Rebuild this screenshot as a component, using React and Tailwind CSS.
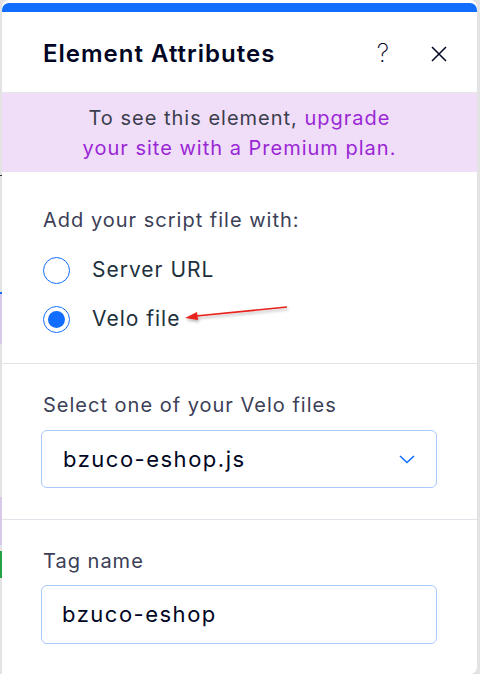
import React from "react";

function Radio({ checked, label }) {
  return (
    <label className="flex items-center gap-[22px] h-[34px]">
      <span className="w-[27px] h-[27px] rounded-full border border-[#116dff] flex items-center justify-center bg-white">
        {checked && <span className="w-[17px] h-[17px] rounded-full bg-[#116dff]" />}
      </span>
      <span className="text-[21px] tracking-[1px] text-[#20303c]">{label}</span>
    </label>
  );
}

export default function App() {
  return (
    <div
      className="w-[480px] h-[674px] bg-[#e3e3e3] flex overflow-hidden"
      style={{ fontFamily: "Inter, 'Noto Sans', sans-serif" }}
    >
      {/* left strip from the canvas behind */}
      <div className="w-[2px] flex flex-col">
        <div className="h-[175px]" />
        <div className="h-[1px] bg-[#333]" />
        <div className="h-[116px]" />
        <div className="h-[2px] bg-[#116dff]" />
        <div className="h-[50px] bg-[#d9c9e8]" />
        <div className="h-[153px]" />
        <div className="h-[48px] bg-[#d9c9e8]" />
        <div className="h-[6px]" />
        <div className="h-[27px] bg-[#25a244]" />
      </div>

      <div className="w-[475px] h-[674px] bg-white rounded-t-[7px] rounded-br-[7px] overflow-hidden flex flex-col">
        <div className="h-[9px] mt-[3px] bg-[#116dff] rounded-t-[7px] shrink-0" />
        <div className="h-[81px] flex items-center pl-[41px] pr-[30px] pt-[3px] border-b border-[#e6e6e6] shrink-0">
          <h2 className="flex-1 text-[24px] font-semibold tracking-[1px] text-[#000624]">Element Attributes</h2>
          <span className="text-[25px] font-extralight text-[#000624] mr-[42px]">?</span>
          <svg width="16" height="16" viewBox="0 0 16 16" className="text-[#000624]">
            <path d="M1 1 L15 15 M15 1 L1 15" stroke="currentColor" strokeWidth="1.5" fill="none" />
          </svg>
        </div>

        <div className="h-[79px] bg-[#f0def9] flex items-center justify-center text-center shrink-0">
          <p className="text-[20px] leading-[30px] tracking-[1px] text-[#3b3d4d] pt-[1px]">
            To see this element, <span className="text-[#9a27d5]">upgrade</span>
            <br />
            <span className="text-[#9a27d5]">your site with a Premium plan.</span>
          </p>
        </div>

        <div className="px-[41px] pt-[34px] pb-[27px] border-b border-[#dfe5eb] shrink-0">
          <p className="text-[20px] leading-[28px] tracking-[1px] text-[#3b4057] mb-[19px]">Add your script file with:</p>
          <div className="flex flex-col gap-[15px]">
            <Radio label="Server URL" />
            <Radio checked label="Velo file" />
          </div>
        </div>

        <div className="px-[39px] pt-[27px] pb-[31px] border-b border-[#dfe5eb] shrink-0">
          <p className="text-[20px] leading-[28px] tracking-[1px] text-[#3b4057] mb-[11px] pl-[2px]">Select one of your Velo files</p>
          <div className="h-[58px] w-[396px] rounded-[6px] border border-[#a8caff] flex items-center pl-[21px] pr-[20px]">
            <span className="flex-1 text-[22px] tracking-[1.5px] text-[#000624]">bzuco-eshop.js</span>
            <svg width="18" height="10" viewBox="0 0 18 10">
              <path d="M2 2 L9 8.5 L16 2" stroke="#116dff" strokeWidth="1.6" fill="none" />
            </svg>
          </div>
        </div>

        <div className="px-[39px] pt-[27px]">
          <p className="text-[20px] leading-[28px] tracking-[1px] text-[#3b4057] mb-[10px] pl-[2px]">Tag name</p>
          <div className="h-[59px] w-[396px] rounded-[6px] border border-[#a8caff] flex items-center pl-[20px]">
            <span className="text-[22px] tracking-[1.5px] text-[#000624]">bzuco-eshop</span>
          </div>
        </div>
      </div>

      {/* red annotation arrow */}
      <svg className="absolute left-0 top-0 pointer-events-none" width="480" height="674">
        <defs>
          <filter id="sh" x="-10%" y="-50%" width="120%" height="200%">
            <feDropShadow dx="1" dy="2" stdDeviation="1.5" floodColor="#000" floodOpacity="0.3" />
          </filter>
        </defs>
        <g filter="url(#sh)">
          <line x1="287" y1="307" x2="196" y2="316" stroke="#e8201a" strokeWidth="1.6" />
          <path d="M185 318 L197 312 L198 320 Z" fill="#e8201a" />
        </g>
      </svg>
    </div>
  );
}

..............................

• [TASK STATEMENT]:
Without including any pictures, print all of the material exactly as given.

• [RESULT OF THE TASK]:
Rebuild this screenshot as a component, using React and Tailwind CSS.
import React from "react";

function Radio({ checked, label }) {
  return (
    <label className="flex items-center gap-[22px] h-[34px]">
      <span className="w-[27px] h-[27px] rounded-full border border-[#116dff] flex items-center justify-center bg-white">
        {checked && <span className="w-[17px] h-[17px] rounded-full bg-[#116dff]" />}
      </span>
      <span className="text-[21px] tracking-[1px] text-[#20303c]">{label}</span>
    </label>
  );
}

export default function App() {
  return (
    <div
      className="w-[480px] h-[674px] bg-[#e3e3e3] flex overflow-hidden"
      style={{ fontFamily: "Inter, 'Noto Sans', sans-serif" }}
    >
      {/* left strip from the canvas behind */}
      <div className="w-[2px] flex flex-col">
        <div className="h-[175px]" />
        <div className="h-[1px] bg-[#333]" />
        <div className="h-[116px]" />
        <div className="h-[2px] bg-[#116dff]" />
        <div className="h-[50px] bg-[#d9c9e8]" />
        <div className="h-[153px]" />
        <div className="h-[48px] bg-[#d9c9e8]" />
        <div className="h-[6px]" />
        <div className="h-[27px] bg-[#25a244]" />
      </div>

      <div className="w-[475px] h-[674px] bg-white rounded-t-[7px] rounded-br-[7px] overflow-hidden flex flex-col">
        <div className="h-[9px] mt-[3px] bg-[#116dff] rounded-t-[7px] shrink-0" />
        <div className="h-[81px] flex items-center pl-[41px] pr-[30px] pt-[3px] border-b border-[#e6e6e6] shrink-0">
          <h2 className="flex-1 text-[24px] font-semibold tracking-[1px] text-[#000624]">Element Attributes</h2>
          <span className="text-[25px] font-extralight text-[#000624] mr-[42px]">?</span>
          <svg width="16" height="16" viewBox="0 0 16 16" className="text-[#000624]">
            <path d="M1 1 L15 15 M15 1 L1 15" stroke="currentColor" strokeWidth="1.5" fill="none" />
          </svg>
        </div>

        <div className="h-[79px] bg-[#f0def9] flex items-center justify-center text-center shrink-0">
          <p className="text-[20px] leading-[30px] tracking-[1px] text-[#3b3d4d] pt-[1px]">
            To see this element, <span className="text-[#9a27d5]">upgrade</span>
            <br />
            <span className="text-[#9a27d5]">your site with a Premium plan.</span>
          </p>
        </div>

        <div className="px-[41px] pt-[34px] pb-[27px] border-b border-[#dfe5eb] shrink-0">
          <p className="text-[20px] leading-[28px] tracking-[1px] text-[#3b4057] mb-[19px]">Add your script file with:</p>
          <div className="flex flex-col gap-[15px]">
            <Radio label="Server URL" />
            <Radio checked label="Velo file" />
          </div>
        </div>

        <div className="px-[39px] pt-[27px] pb-[31px] border-b border-[#dfe5eb] shrink-0">
          <p className="text-[20px] leading-[28px] tracking-[1px] text-[#3b4057] mb-[11px] pl-[2px]">Select one of your Velo files</p>
          <div className="h-[58px] w-[396px] rounded-[6px] border border-[#a8caff] flex items-center pl-[21px] pr-[20px]">
            <span className="flex-1 text-[22px] tracking-[1.5px] text-[#000624]">bzuco-eshop.js</span>
            <svg width="18" height="10" viewBox="0 0 18 10">
              <path d="M2 2 L9 8.5 L16 2" stroke="#116dff" strokeWidth="1.6" fill="none" />
            </svg>
          </div>
        </div>

        <div className="px-[39px] pt-[27px]">
          <p className="text-[20px] leading-[28px] tracking-[1px] text-[#3b4057] mb-[10px] pl-[2px]">Tag name</p>
          <div className="h-[59px] w-[396px] rounded-[6px] border border-[#a8caff] flex items-center pl-[20px]">
            <span className="text-[22px] tracking-[1.5px] text-[#000624]">bzuco-eshop</span>
          </div>
        </div>
      </div>

      {/* red annotation arrow */}
      <svg className="absolute left-0 top-0 pointer-events-none" width="480" height="674">
        <defs>
          <filter id="sh" x="-10%" y="-50%" width="120%" height="200%">
            <feDropShadow dx="1" dy="2" stdDeviation="1.5" floodColor="#000" floodOpacity="0.3" />
          </filter>
        </defs>
        <g filter="url(#sh)">
          <line x1="287" y1="307" x2="196" y2="316" stroke="#e8201a" strokeWidth="1.6" />
          <path d="M185 318 L197 312 L198 320 Z" fill="#e8201a" />
        </g>
      </svg>
    </div>
  );
}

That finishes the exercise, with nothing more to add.